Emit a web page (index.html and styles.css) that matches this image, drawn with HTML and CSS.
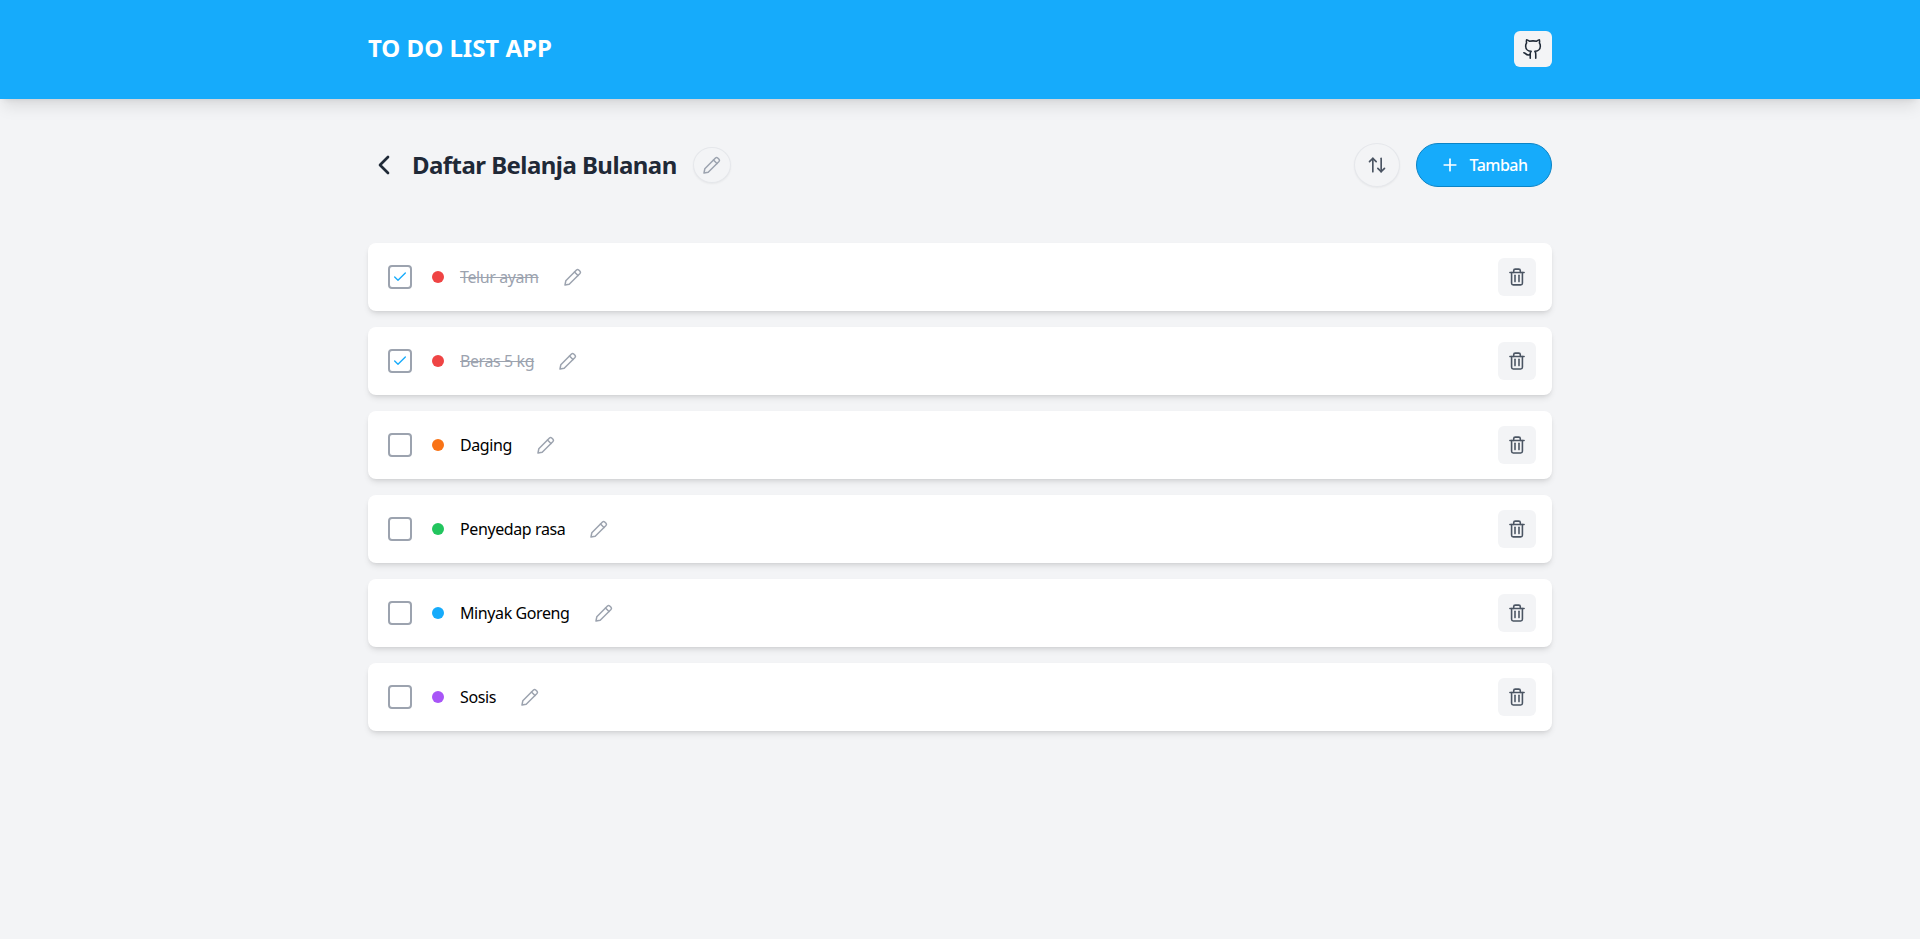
FILE: index.html
```html
<!DOCTYPE html>
<html lang="id">
<head>
<meta charset="utf-8">
<title>To Do List App</title>
<link rel="stylesheet" href="styles.css">
</head>
<body>
<svg class="sprite" aria-hidden="true">
  <symbol id="pencil" viewBox="0 0 24 24"><path d="M4 20l.8-4.200L15.500 5a1.600 1.600 0 0 1 2.200 0L19 6.300a1.600 1.600 0 0 1 0 2.200L8.200 19.200z"/><path d="m13.500 7 3.500 3.500"/></symbol>
  <symbol id="trash" viewBox="0 0 24 24"><path d="M3.500 6.500h17"/><path d="M5.500 6.500V19.500a2 2 0 0 0 2 2h9a2 2 0 0 0 2-2V6.500"/><path d="M8 6.500V4.500a2 2 0 0 1 2-2h4a2 2 0 0 1 2 2v2"/><path d="M9.600 10v7.500"/><path d="M14.400 10v7.500"/></symbol>
  <symbol id="check" viewBox="0 0 24 24"><path d="M20 6 9 17l-5-5"/></symbol>
</svg>
<header class="topbar">
  <div class="topbar-inner">
    <h1 class="brand">TO DO LIST APP</h1>
    <a class="github" href="#" aria-label="GitHub">
      <svg class="icon icon-github" viewBox="0 0 24 24"><path d="M15 22v-4a4.800 4.800 0 0 0-1-3.500c3 0 6-2 6-5.500.08-1.250-.27-2.480-1-3.500.28-1.150.28-2.350 0-3.500 0 0-1 0-3 1.500-2.640-.5-5.360-.5-8 0C6 2 5 2 5 2c-.3 1.150-.3 2.350 0 3.500A5.403 5.403 0 0 0 4 9c0 3.500 3 5.500 6 5.500-.39.49-.68 1.050-.85 1.650-.17.6-.22 1.230-.15 1.850v4"/><path d="M9 18c-4.510 2-5-2-7-2"/></svg>
    </a>
  </div>
</header>
<main class="page">
  <section class="title-row">
    <div class="title-left">
      <button class="back" aria-label="Kembali">
        <svg class="icon icon-back" viewBox="0 0 24 24"><path d="m15 18-6-6 6-6"/></svg>
      </button>
      <h2 class="title">Daftar Belanja Bulanan</h2>
      <button class="title-edit" aria-label="Ubah judul"><svg class="icon icon-pencil"><use href="#pencil"/></svg></button>
    </div>
    <div class="title-right">
      <button class="sort" aria-label="Urutkan">
        <svg class="icon icon-sort" viewBox="0 0 24 24"><path d="m21 16-4 4-4-4"/><path d="M17 20V4"/><path d="m3 8 4-4 4 4"/><path d="M7 4v16"/></svg>
      </button>
      <button class="add">
        <svg class="icon icon-plus" viewBox="0 0 24 24"><path d="M5 12h14"/><path d="M12 5v14"/></svg>
        <span>Tambah</span>
      </button>
    </div>
  </section>
  <ul class="list">
    <li class="item done">
      <span class="box"><svg class="icon icon-check"><use href="#check"/></svg></span>
      <span class="dot red"></span>
      <span class="name">Telur ayam</span>
      <button class="item-edit" aria-label="Ubah"><svg class="icon icon-pencil"><use href="#pencil"/></svg></button>
      <button class="trash" aria-label="Hapus"><svg class="icon icon-trash"><use href="#trash"/></svg></button>
    </li>
    <li class="item done">
      <span class="box"><svg class="icon icon-check"><use href="#check"/></svg></span>
      <span class="dot red"></span>
      <span class="name">Beras 5 kg</span>
      <button class="item-edit" aria-label="Ubah"><svg class="icon icon-pencil"><use href="#pencil"/></svg></button>
      <button class="trash" aria-label="Hapus"><svg class="icon icon-trash"><use href="#trash"/></svg></button>
    </li>
    <li class="item">
      <span class="box"></span>
      <span class="dot orange"></span>
      <span class="name">Daging</span>
      <button class="item-edit" aria-label="Ubah"><svg class="icon icon-pencil"><use href="#pencil"/></svg></button>
      <button class="trash" aria-label="Hapus"><svg class="icon icon-trash"><use href="#trash"/></svg></button>
    </li>
    <li class="item">
      <span class="box"></span>
      <span class="dot green"></span>
      <span class="name">Penyedap rasa</span>
      <button class="item-edit" aria-label="Ubah"><svg class="icon icon-pencil"><use href="#pencil"/></svg></button>
      <button class="trash" aria-label="Hapus"><svg class="icon icon-trash"><use href="#trash"/></svg></button>
    </li>
    <li class="item">
      <span class="box"></span>
      <span class="dot blue"></span>
      <span class="name">Minyak Goreng</span>
      <button class="item-edit" aria-label="Ubah"><svg class="icon icon-pencil"><use href="#pencil"/></svg></button>
      <button class="trash" aria-label="Hapus"><svg class="icon icon-trash"><use href="#trash"/></svg></button>
    </li>
    <li class="item">
      <span class="box"></span>
      <span class="dot purple"></span>
      <span class="name">Sosis</span>
      <button class="item-edit" aria-label="Ubah"><svg class="icon icon-pencil"><use href="#pencil"/></svg></button>
      <button class="trash" aria-label="Hapus"><svg class="icon icon-trash"><use href="#trash"/></svg></button>
    </li>
  </ul>
</main>
</body>
</html>
```

FILE: styles.css
```css
* { box-sizing: border-box; }
html, body { height: 100%; }
body {
  margin: 0;
  background: #f3f4f6;
  font-family: "Noto Sans", "Open Sans", sans-serif;
  color: #000;
  overflow: hidden;
}
button { font: inherit; padding: 0; border: 0; background: none; cursor: pointer; }
h1, h2, ul { margin: 0; padding: 0; }
.sprite { display: none; }
.icon {
  display: block;
  fill: none;
  stroke: currentColor;
  stroke-width: 2;
  stroke-linecap: round;
  stroke-linejoin: round;
}

.topbar {
  height: 99px;
  background: #16abfb;
  box-shadow: 0 10px 15px -3px rgba(0,0,0,.1), 0 4px 6px -4px rgba(0,0,0,.1);
}
.topbar-inner {
  width: 1184px;
  height: 100%;
  margin: 0 auto;
  display: flex;
  align-items: center;
  justify-content: space-between;
}
.brand {
  font-size: 24px;
  line-height: 32px;
  font-weight: 700;
  color: #fff;
  margin-top: -4px;
}
.github {
  width: 38px;
  height: 36px;
  margin-top: -1px;
  border-radius: 6px;
  background: #f3f4f6;
  color: #1f2937;
  display: flex;
  align-items: center;
  justify-content: center;
}
.icon-github { width: 22px; height: 22px; stroke-width: 1.7; }

.page { width: 1184px; margin: 0 auto; }

.title-row {
  margin-top: 44px;
  height: 44px;
  display: flex;
  align-items: center;
  justify-content: space-between;
}
.title-left { display: flex; align-items: center; }
.back {
  width: 32px;
  height: 32px;
  margin-right: 12px;
  color: #1f2937;
  display: flex;
  align-items: center;
  justify-content: center;
}
.icon-back { width: 32px; height: 32px; stroke-width: 2; }
.title {
  font-size: 24px;
  line-height: 32px;
  font-weight: 700;
  letter-spacing: -0.55px;
  color: #1f2937;
}
.title-edit {
  width: 38px;
  height: 36px;
  margin-left: 16px;
  border-radius: 50%;
  border: 1px solid #e5e7eb;
  background: #f3f4f6;
  box-shadow: 0 1px 2px rgba(0,0,0,.05);
  color: #9ca3af;
  display: flex;
  align-items: center;
  justify-content: center;
}
.icon-pencil { width: 24px; height: 24px; stroke-width: 1.5; }
.title-right { display: flex; align-items: center; gap: 16px; }
.sort {
  width: 46px;
  height: 44px;
  border-radius: 50%;
  border: 1px solid #e5e7eb;
  background: #f3f4f6;
  box-shadow: 0 1px 2px rgba(0,0,0,.05);
  color: #4b5563;
  display: flex;
  align-items: center;
  justify-content: center;
}
.icon-sort { width: 20px; height: 20px; }
.add {
  width: 136px;
  height: 44px;
  border-radius: 22px;
  background: #16abfb;
  border: 1px solid #0b84c6;
  color: #fff;
  font-size: 16px;
  font-weight: 500;
  letter-spacing: -0.5px;
  display: flex;
  align-items: center;
  justify-content: center;
  gap: 9px;
}
.icon-plus { width: 20px; height: 20px; }

.list {
  margin-top: 56px;
  list-style: none;
  display: flex;
  flex-direction: column;
  gap: 16px;
}
.item {
  height: 68px;
  padding: 0 16px 0 20px;
  background: #fff;
  border-radius: 8px;
  box-shadow: 0 4px 6px -1px rgba(0,0,0,.1), 0 2px 4px -2px rgba(0,0,0,.1);
  display: flex;
  align-items: center;
}
.box {
  width: 24px;
  height: 24px;
  flex: none;
  border: 2px solid #9ca3af;
  border-radius: 4px;
  background: #fff;
  display: flex;
  align-items: center;
  justify-content: center;
}
.icon-check { width: 16px; height: 16px; color: #16abfb; }
.dot {
  width: 12px;
  height: 12px;
  flex: none;
  margin-left: 20px;
  border-radius: 50%;
}
.red { background: #ef4444; }
.orange { background: #f97316; }
.green { background: #22c55e; }
.blue { background: #16abfb; }
.purple { background: #a855f7; }
.name {
  margin-left: 16px;
  font-size: 16px;
  line-height: 24px;
  letter-spacing: -0.4px;
  color: #000;
}
.done .name {
  color: #9ca3af;
  text-decoration: line-through;
}
.item-edit {
  margin-left: 22px;
  color: #9ca3af;
}
.trash {
  width: 38px;
  height: 38px;
  margin-left: auto;
  border-radius: 6px;
  background: #f3f4f6;
  color: #4b5563;
  display: flex;
  align-items: center;
  justify-content: center;
}
.icon-trash { width: 20px; height: 20px; stroke-width: 1.9; }
```
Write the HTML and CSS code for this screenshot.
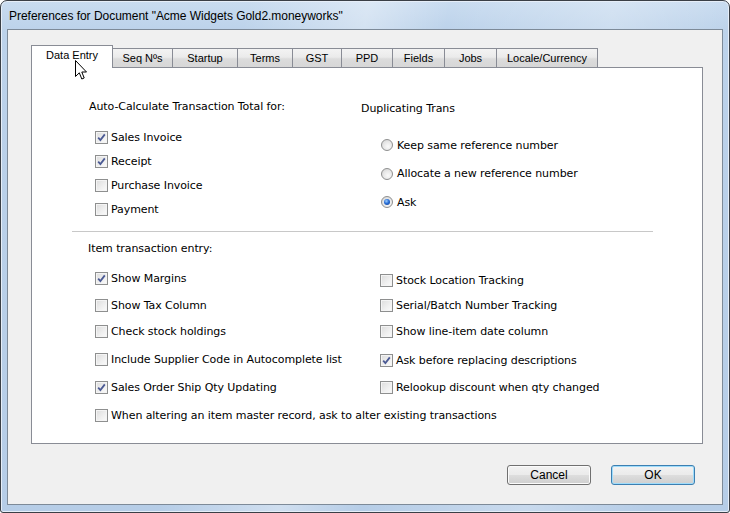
FILE: index.html
```html
<!DOCTYPE html>
<html>
<head>
<meta charset="utf-8">
<link rel="stylesheet" href="styles.css">
</head>
<body>
<div class="window">
  <div class="titlebar">Preferences for Document "Acme Widgets Gold2.moneyworks"</div>
  <div class="client">
    <div class="tabs">
      <div class="tab active w-data">Data Entry</div>
      <div class="tab w-seq">Seq Nºs</div>
      <div class="tab w-startup">Startup</div>
      <div class="tab w-terms">Terms</div>
      <div class="tab w-gst">GST</div>
      <div class="tab w-ppd">PPD</div>
      <div class="tab w-fields">Fields</div>
      <div class="tab w-jobs">Jobs</div>
      <div class="tab w-locale">Locale/Currency</div>
    </div>
    <div class="panel">
      <div class="top">
        <div class="col-left">
          <div class="heading">Auto-Calculate Transaction Total for:</div>
          <div class="rows-auto">
            <div class="row"><span class="cb on"><svg viewBox="0 0 11 11" width="11" height="11"><path d="M2.2 5.6 L4.4 8 L8.8 2.4" fill="none" stroke="#4b5a94" stroke-width="1.8"/></svg></span>Sales Invoice</div>
            <div class="row"><span class="cb on"><svg viewBox="0 0 11 11" width="11" height="11"><path d="M2.2 5.6 L4.4 8 L8.8 2.4" fill="none" stroke="#4b5a94" stroke-width="1.8"/></svg></span>Receipt</div>
            <div class="row"><span class="cb"></span>Purchase Invoice</div>
            <div class="row"><span class="cb"></span>Payment</div>
          </div>
        </div>
        <div class="col-right">
          <div class="heading">Duplicating Trans</div>
          <div class="rows-radio">
            <div class="row"><span class="rb"></span>Keep same reference number</div>
            <div class="row"><span class="rb"></span>Allocate a new reference number</div>
            <div class="row"><span class="rb on"><span class="dot"></span></span>Ask</div>
          </div>
        </div>
      </div>
      <div class="sep"></div>
      <div class="heading item-heading">Item transaction entry:</div>
      <div class="grid">
        <div class="row"><span class="cb on"><svg viewBox="0 0 11 11" width="11" height="11"><path d="M2.2 5.6 L4.4 8 L8.8 2.4" fill="none" stroke="#4b5a94" stroke-width="1.8"/></svg></span>Show Margins</div>
        <div class="row low"><span class="cb"></span>Stock Location Tracking</div>
        <div class="row"><span class="cb"></span>Show Tax Column</div>
        <div class="row"><span class="cb"></span>Serial/Batch Number Tracking</div>
        <div class="row"><span class="cb"></span>Check stock holdings</div>
        <div class="row"><span class="cb"></span>Show line-item date column</div>
        <div class="row"><span class="cb"></span>Include Supplier Code in Autocomplete list</div>
        <div class="row low"><span class="cb on"><svg viewBox="0 0 11 11" width="11" height="11"><path d="M2.2 5.6 L4.4 8 L8.8 2.4" fill="none" stroke="#4b5a94" stroke-width="1.8"/></svg></span>Ask before replacing descriptions</div>
        <div class="row"><span class="cb on"><svg viewBox="0 0 11 11" width="11" height="11"><path d="M2.2 5.6 L4.4 8 L8.8 2.4" fill="none" stroke="#4b5a94" stroke-width="1.8"/></svg></span>Sales Order Ship Qty Updating</div>
        <div class="row"><span class="cb"></span>Relookup discount when qty changed</div>
        <div class="row span2"><span class="cb"></span>When altering an item master record, ask to alter existing transactions</div>
      </div>
    </div>
    <div class="buttons">
      <div class="btn">Cancel</div>
      <div class="btn default">OK</div>
    </div>
  </div>
  <svg class="cursor" width="13" height="21" viewBox="0 0 13 21"><path d="M0.5 0.5 L0.5 16.5 L4.3 12.8 L6.8 19 L9.2 18 L6.8 12 L11.5 12 Z" fill="#fff" stroke="#000" stroke-width="1" stroke-linejoin="miter"/></svg>
</div>
</body>
</html>
```
FILE: styles.css
```css
* { box-sizing: border-box; }
html, body { margin: 0; padding: 0; background: #ffffff; }
body { width: 730px; height: 513px; overflow: hidden; font-family: "DejaVu Sans", sans-serif; font-size: 11px; letter-spacing: -0.08px; color: #000; }

.window {
  position: relative;
  width: 730px;
  height: 513px;
  border: 1px solid #3a3f46;
  border-radius: 7px 7px 3px 3px;
  padding: 0 6px 7px 6px;
  background:
    linear-gradient(100deg, rgba(255,255,255,0) 30%, rgba(255,255,255,0.35) 45%, rgba(255,255,255,0) 55%, rgba(255,255,255,0.25) 75%, rgba(255,255,255,0) 90%),
    linear-gradient(180deg, #c9dcf0 0px, #bcd2ea 30px, #b6cde7 100%);
  box-shadow: inset 0 0 0 1px #e6eef8;
  display: flex;
  flex-direction: column;
}

.titlebar {
  height: 28px;
  line-height: 30px;
  padding-left: 2px;
  font-family: "Liberation Sans", sans-serif;
  font-size: 12px;
  letter-spacing: -0.03px;
  color: #000;
  white-space: nowrap;
}

.client {
  height: 476px;
  border: 1px solid #7d8a98;
  background: #f0f0f0;
  display: flex;
  flex-direction: column;
}

.tabs {
  display: flex;
  align-items: flex-end;
  height: 37px;
  padding-left: 23px;
}

.tab {
  height: 19px;
  border: 1px solid #898c95;
  border-bottom: none;
  margin-left: -1px;
  background: linear-gradient(180deg, #f3f3f3 0%, #ebebeb 45%, #dcdcdc 55%, #d7d7d7 100%);
  font-family: "Liberation Sans", sans-serif;
  font-size: 11px;
  letter-spacing: 0;
  line-height: 18px;
  text-align: center;
  color: #000;
}
.tab.active {
  position: relative;
  z-index: 1;
  height: 23px;
  margin-left: 0;
  margin-bottom: -1px;
  background: #ffffff;
  line-height: 19px;
}
.w-data { width: 82px; }
.w-seq { width: 61px; }
.w-startup { width: 66px; }
.w-terms { width: 56px; }
.w-gst { width: 50px; }
.w-ppd { width: 52px; }
.w-fields { width: 53px; }
.w-jobs { width: 53px; }
.w-locale { width: 102px; }

.panel {
  width: 672px;
  height: 377px;
  margin-left: 23px;
  background: #ffffff;
  border: 1px solid #898c95;
}

.heading { line-height: 16px; white-space: nowrap; }

.row {
  display: flex;
  align-items: center;
  white-space: nowrap;
}

.top { display: flex; }
.col-left { width: 272px; margin-left: 57px; padding-top: 31px; }
.col-right { padding-top: 33px; }
.rows-auto { padding-top: 10px; padding-left: 6px; }
.rows-auto .row { height: 24px; }
.rows-radio { padding-top: 14px; padding-left: 20px; }
.rows-radio .row { height: 28.5px; }

.cb {
  flex: none;
  width: 13px;
  height: 13px;
  margin-right: 3px;
  border: 1px solid #8e8f8f;
  background: linear-gradient(135deg, #dcdcdc 0%, #f0f0f0 60%, #fbfbfb 100%);
  box-shadow: inset 0 0 0 1px #f4f4f4;
  display: flex;
  align-items: center;
  justify-content: center;
}

.rb {
  flex: none;
  width: 12px;
  height: 12px;
  margin-right: 4px;
  border-radius: 50%;
  border: 1px solid #8e8f8f;
  background: radial-gradient(circle at 60% 65%, #fafafa 0%, #e8e8e8 50%, #cfcfcf 100%);
  display: flex;
  align-items: center;
  justify-content: center;
}
.rb .dot {
  width: 6px;
  height: 6px;
  border-radius: 50%;
  background: radial-gradient(circle at 40% 35%, #9fd0ff 0%, #2a6fd6 45%, #0e3a8c 100%);
}

.sep {
  width: 581px;
  height: 1px;
  margin: 10px 0 0 40px;
  background: #c8c8c8;
}

.item-heading { margin: 9px 0 0 56px; }

.grid {
  display: grid;
  grid-template-columns: 285px 1fr;
  grid-template-rows: 27px 26px 27px 28px 28px 28px;
  margin: 8px 0 0 63px;
}
.grid .row.low { padding-top: 3px; }
.span2 { grid-column: 1 / 3; }

.buttons {
  display: flex;
  justify-content: flex-end;
  gap: 20px;
  padding: 21px 27px 0 0;
}
.btn {
  width: 84px;
  height: 20px;
  border: 1px solid #707070;
  border-radius: 3px;
  background: linear-gradient(180deg, #f2f2f2 0%, #ebebeb 48%, #dddddd 52%, #cfcfcf 100%);
  box-shadow: inset 0 0 0 1px #fbfbfb;
  font-family: "Liberation Sans", sans-serif;
  font-size: 12px;
  letter-spacing: 0;
  line-height: 18px;
  text-align: center;
  color: #000;
}
.btn.default {
  border-color: #3c7fb1;
  box-shadow: inset 0 0 0 1px #9fdcfb;
}

.cursor {
  position: absolute;
  left: 74px;
  top: 59px;
  z-index: 5;
}
```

PROBLEM TO SOLVE: Copy each line of the preceding data that contains the string "index".

WRITTEN ANSWER:
Emit a web page (index.html and styles.css) that matches this image, drawn with HTML and CSS.
FILE: index.html
FILE: index.html
  z-index: 1;
  z-index: 5;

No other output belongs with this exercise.